Встретишь еще и хранителей дедовских секретов, мастеров старого закала. Но все меньше их в мещерской стороне: пересыхают родники исконных промыслов, которые, уверен, могли бы еще долго питать и нашу с вами жизнь...

Прав был поэт Арсений Тарковский, говоря:

 

Наблюдать умиранье ремесел

Все равно что себя хоронить...

 

Колодезник

 

В Княжах, в мещерской глухомани, один телефон на всю деревню, поэтому узнать местные новости можно, пожалуй, одним способом – прийти к старому колодцу, что у небольшого, заросшего камышом пруда. Вода в колодце отменная, а рядом – вроде завалинки из вековых, отполированных завсегдатаями сосновых кряжей.

Напротив колодца стоит дом Николая Ивановича Юдакова, совхозного пастуха. В свой законный выходной он любит, разложив на траве плотницкий инструмент, повозиться с деревом. Собирается завитками легкая стружка, тепло мерцают ровные срезы, постукивает топор – не работа, а удовольствие.

Проведать соседа частенько заходит Иван Павлович Замилов – единственный в Княжах грибовар, уже четверть века поставляющий местной кооперации необыкновенно вкусной засолки хрусткие грузди, редкие теперь рыжики, нежные, как курятина, белые грибы.
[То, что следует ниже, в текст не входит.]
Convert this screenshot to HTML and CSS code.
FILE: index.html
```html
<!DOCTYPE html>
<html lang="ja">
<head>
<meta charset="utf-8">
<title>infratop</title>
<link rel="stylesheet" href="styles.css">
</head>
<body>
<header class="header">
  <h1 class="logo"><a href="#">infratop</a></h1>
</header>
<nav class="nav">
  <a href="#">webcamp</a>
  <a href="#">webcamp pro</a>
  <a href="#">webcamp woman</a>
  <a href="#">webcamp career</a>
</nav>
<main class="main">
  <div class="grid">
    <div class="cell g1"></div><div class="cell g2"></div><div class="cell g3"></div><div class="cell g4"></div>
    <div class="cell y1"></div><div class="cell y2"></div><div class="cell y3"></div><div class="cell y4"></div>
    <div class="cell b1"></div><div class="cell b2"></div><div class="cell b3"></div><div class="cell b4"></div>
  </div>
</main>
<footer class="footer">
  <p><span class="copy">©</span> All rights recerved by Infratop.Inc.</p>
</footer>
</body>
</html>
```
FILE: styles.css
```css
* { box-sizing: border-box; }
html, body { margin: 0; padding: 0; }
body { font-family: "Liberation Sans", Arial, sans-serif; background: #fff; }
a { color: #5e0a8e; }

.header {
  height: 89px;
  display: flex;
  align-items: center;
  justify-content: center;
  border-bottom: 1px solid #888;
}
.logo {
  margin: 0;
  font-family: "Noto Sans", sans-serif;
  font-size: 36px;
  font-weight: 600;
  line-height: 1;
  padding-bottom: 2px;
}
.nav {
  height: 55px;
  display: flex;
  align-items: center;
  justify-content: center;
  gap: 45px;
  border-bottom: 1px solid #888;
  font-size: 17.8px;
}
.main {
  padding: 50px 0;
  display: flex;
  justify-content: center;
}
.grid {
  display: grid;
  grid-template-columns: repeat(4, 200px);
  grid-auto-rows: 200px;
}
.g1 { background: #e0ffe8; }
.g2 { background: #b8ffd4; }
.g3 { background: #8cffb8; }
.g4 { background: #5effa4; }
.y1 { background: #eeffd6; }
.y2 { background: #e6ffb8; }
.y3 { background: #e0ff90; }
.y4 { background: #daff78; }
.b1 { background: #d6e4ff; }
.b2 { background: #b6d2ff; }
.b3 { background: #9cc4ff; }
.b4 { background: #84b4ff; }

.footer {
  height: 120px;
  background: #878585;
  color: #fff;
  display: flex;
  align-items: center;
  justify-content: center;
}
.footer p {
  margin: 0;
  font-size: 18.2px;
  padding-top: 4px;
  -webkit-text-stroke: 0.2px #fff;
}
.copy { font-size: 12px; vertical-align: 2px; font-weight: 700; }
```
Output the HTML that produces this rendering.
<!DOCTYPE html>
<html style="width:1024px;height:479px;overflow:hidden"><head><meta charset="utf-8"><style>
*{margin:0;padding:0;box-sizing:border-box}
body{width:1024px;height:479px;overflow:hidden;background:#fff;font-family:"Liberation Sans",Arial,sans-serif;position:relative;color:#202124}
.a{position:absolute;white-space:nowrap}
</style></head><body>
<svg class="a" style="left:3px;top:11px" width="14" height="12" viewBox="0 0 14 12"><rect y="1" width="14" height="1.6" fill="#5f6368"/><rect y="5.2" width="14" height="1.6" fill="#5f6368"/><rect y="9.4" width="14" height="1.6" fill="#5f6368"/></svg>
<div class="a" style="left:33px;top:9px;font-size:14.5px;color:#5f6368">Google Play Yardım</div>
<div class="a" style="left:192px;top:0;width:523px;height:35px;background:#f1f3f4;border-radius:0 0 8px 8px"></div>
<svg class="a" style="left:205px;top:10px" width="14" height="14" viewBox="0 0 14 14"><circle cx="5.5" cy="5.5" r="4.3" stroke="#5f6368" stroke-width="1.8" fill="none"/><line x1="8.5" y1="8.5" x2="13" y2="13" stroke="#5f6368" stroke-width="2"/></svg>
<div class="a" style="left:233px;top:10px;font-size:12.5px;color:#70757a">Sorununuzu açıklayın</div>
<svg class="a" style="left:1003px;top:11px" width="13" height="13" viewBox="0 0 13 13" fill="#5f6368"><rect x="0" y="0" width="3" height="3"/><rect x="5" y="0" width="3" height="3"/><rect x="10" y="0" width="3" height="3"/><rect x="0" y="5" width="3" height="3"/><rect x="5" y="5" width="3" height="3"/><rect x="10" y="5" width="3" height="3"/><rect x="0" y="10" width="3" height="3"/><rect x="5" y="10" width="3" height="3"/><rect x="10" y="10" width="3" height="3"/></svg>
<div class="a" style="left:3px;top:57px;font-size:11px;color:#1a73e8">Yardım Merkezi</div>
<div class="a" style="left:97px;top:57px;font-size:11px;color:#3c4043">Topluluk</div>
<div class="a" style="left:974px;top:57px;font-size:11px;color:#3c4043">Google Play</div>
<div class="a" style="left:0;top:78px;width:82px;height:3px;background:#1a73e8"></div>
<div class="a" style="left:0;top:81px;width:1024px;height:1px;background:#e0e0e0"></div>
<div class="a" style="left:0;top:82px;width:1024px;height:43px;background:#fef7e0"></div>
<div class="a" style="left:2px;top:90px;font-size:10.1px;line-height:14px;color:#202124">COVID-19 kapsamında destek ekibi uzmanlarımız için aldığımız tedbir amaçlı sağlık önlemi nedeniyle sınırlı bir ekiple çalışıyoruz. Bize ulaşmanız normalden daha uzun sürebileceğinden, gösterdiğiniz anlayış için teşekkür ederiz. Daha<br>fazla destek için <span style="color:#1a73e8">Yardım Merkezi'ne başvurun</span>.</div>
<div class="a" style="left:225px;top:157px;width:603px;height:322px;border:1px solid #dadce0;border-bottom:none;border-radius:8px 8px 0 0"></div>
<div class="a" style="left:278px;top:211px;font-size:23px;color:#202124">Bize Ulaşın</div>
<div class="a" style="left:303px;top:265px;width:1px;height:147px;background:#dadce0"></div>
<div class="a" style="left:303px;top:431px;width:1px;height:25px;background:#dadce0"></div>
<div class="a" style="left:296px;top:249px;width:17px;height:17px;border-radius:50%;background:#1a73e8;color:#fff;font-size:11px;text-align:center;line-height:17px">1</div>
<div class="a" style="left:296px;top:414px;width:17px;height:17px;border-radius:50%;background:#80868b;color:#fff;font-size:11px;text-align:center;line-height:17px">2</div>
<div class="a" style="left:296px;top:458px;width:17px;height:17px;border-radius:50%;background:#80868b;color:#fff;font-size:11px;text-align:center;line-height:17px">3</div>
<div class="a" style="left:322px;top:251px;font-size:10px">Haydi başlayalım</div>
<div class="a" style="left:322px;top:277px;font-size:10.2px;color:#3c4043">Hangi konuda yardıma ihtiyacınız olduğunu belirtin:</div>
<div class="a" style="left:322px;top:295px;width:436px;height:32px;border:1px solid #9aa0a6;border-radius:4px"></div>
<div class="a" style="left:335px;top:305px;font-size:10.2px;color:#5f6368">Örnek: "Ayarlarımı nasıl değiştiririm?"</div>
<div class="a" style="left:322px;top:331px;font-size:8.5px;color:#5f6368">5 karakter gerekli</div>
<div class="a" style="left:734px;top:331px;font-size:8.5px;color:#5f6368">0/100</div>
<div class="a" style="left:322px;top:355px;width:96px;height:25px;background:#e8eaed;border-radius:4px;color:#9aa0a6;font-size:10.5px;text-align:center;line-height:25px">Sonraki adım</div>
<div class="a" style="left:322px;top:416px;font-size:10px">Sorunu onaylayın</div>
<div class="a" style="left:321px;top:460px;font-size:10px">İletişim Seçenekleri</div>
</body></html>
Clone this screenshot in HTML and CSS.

Соседи устраиваются на сосновых бревнах, закуривают. Скоро откроется в здешних лесах грибной сезон, поэтому Юдаков непременно интересуется:

– Ну как, Иван Павлович, опять варить будешь?

– А ну их к лешему, надоело, – охотно отвечает Замилов.

Каждое лето он зарекается разводить огонь в грибоварне. Но как только накатывает щедрая осень, начинает тянуть из лесу грибным духом – снова вьется над замиловским огородом дымок...

– Вот и я решил больше колодцев не рыть, – понимающе вздыхает Юдаков и затягивается папироской. – Наделал их на своем веку, хватит...

На широкую деревенскую улицу приходит вечер.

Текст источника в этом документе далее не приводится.